5) Unaware: Lost Tourists
This is the worst type of traffic. It’s a waste of time and bandwidth. It is highly untargeted and can come from anywhere. They may or may not have money, they may or may not have a problem, but chances are they don’t know how they got to your site. Typically, these people are in browsing mode, trying to entertain themselves, and aren’t actively trying to solve a problem, or they are trying to solve a different problem that you can’t help them with. These people have no knowledge of who you are, what problem they have, or what solutions might fit them.
Where You’ll Find Them: Anywhere. They’re lost.
Major Traffic Sources: Social media, traffic from unrelated keywords, typo traffic, links from random websites.
Action Steps: For non-ad-based businesses, this traffic isn’t worth targeting. Focus on more aware customers to get a higher immediate ROI. Leave this traffic to Gawker/Buzzfeed.
This audience is lost. You should ignore them.
Meet Your Customer At Their Level
The key to generating more leads and sales from your website isn’t just about “adding value” as most “marketing experts” proclaim. There is actually more to it.
Sometimes, customers don’t need more value or education about their problem.
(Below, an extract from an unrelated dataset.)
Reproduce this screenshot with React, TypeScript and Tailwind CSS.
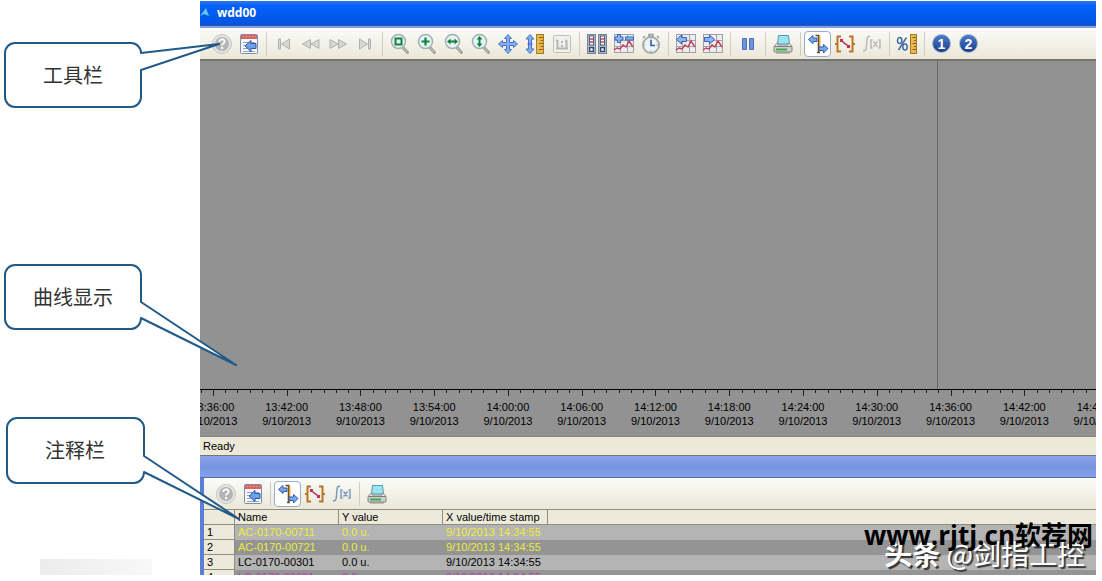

Sometimes, they are looking for an expert to follow or a solution to solve their problem.
The key lies is in understanding which stage the customer is at and what you can do to encourage the relationship to progress and move closer to the sale.
A Simple Formula for More Leads and Sales
To build a website that meets the majority of it’s visitors at their awareness level, there is a dead simple three-part marketing process.
Value → Relationship → Solution
Step 1: Provide Value: Educate the potential customer about their problem and solutions.
Step 2: Continue the Relationship: Push for opt-in and interact with new subscribers to better understand their problems and establish your credibility/authority.
Step 3: Present a Solution: Once you understand what is going on in the mind of your prospect and the problems they are facing, present a high-value solution to their biggest problem.
This model closely resembles how high-end consultants attract more of the right customers while charging more than their competition.
By using this model, you can meet the customer where they are in the buying process and lead them towards the sale, instead of letting them fumble their way through the sales process on their own.
The Secret to Higher Conversions
You see, many content-focused websites do a great job of attracting low to medium awareness audiences via high-value content——but these same websites often fail at continuing the relationship to the sale.
You see, valuable content is now the “admission” cost to compete online.
If you want a competitive advantage in this marketplace, you can’t just keep “adding value” instead you must also continue the relationship.
Once you have a relationship and understand your audience, progressing to the sale is the easy part.
It’s time to stop obsessing over a tiny increase in conversion rates and time to start focusing on building raving fans and thriving communities.
Final Thought: If you aren’t using an autoresponder or other automated marketing system, you’re missing out on a huge opportunity.